This is a rank 1 case with vanishing positive twists. The modular symbol is adjusted by -2:

sage: E=EllipticCurve('121b1')
sage: M=sage.schemes.elliptic_curves.ell_modular_symbols.ModularSymbolSage(E,-1,normalize='L_ratio')
sage: M(1/3)
2
sage: M._scaling
-2

sage: M = EllipticCurve('121d1').modular_symbol(use_eclib=False)
sage: M(0)
2
sage: M = EllipticCurve('121d1').modular_symbol(use_eclib=False,normalize='none')
sage: M(0)
1

sage: E = EllipticCurve('15a1')
sage: [C.modular_symbol(use_eclib=False, normalize='L_ratio')(0) for C in E.isogeny_class()]
[1/4, 1/8, 1/4, 1/2, 1/8, 1/16, 1/2, 1]
sage: [C.modular_symbol(use_eclib=False, normalize='period')(0) for C in E.isogeny_class()]
[1/8, 1/16, 1/8, 1/4, 1/16, 1/32, 1/4, 1/2]
sage: [C.modular_symbol(use_eclib=False, normalize='none')(0) for C in E.isogeny_class()]
[1, 1, 1, 1, 1, 1, 1, 1]

sage.schemes.elliptic_curves.ell_modular_symbols.modular_symbol_space(E, sign, base_ring, bound=None)

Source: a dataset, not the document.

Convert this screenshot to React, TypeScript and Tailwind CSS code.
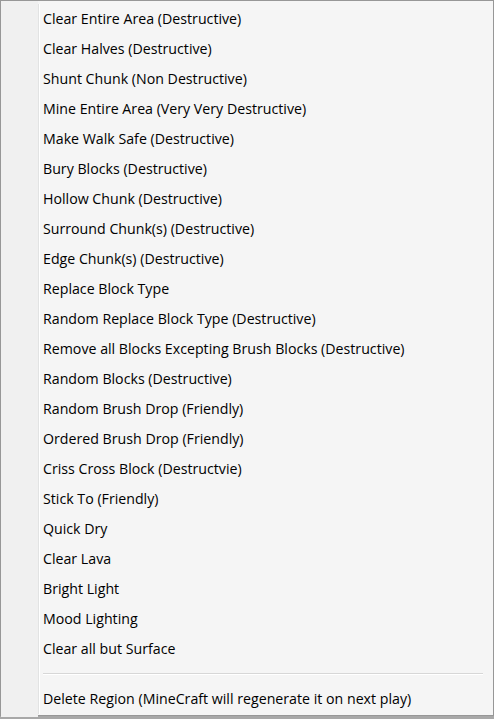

Creates the space of modular symbols of a given sign over a give base_ring, attached to the isogeny class of elliptic curves.

INPUT:

• E - an elliptic curve over $$\QQ$$
• sign - integer, -1, 0, or 1
• base_ring - ring
• bound - (default: None) maximum number of Hecke operators to use to cut out modular symbols factor. If None, use enough to provably get the correct answer.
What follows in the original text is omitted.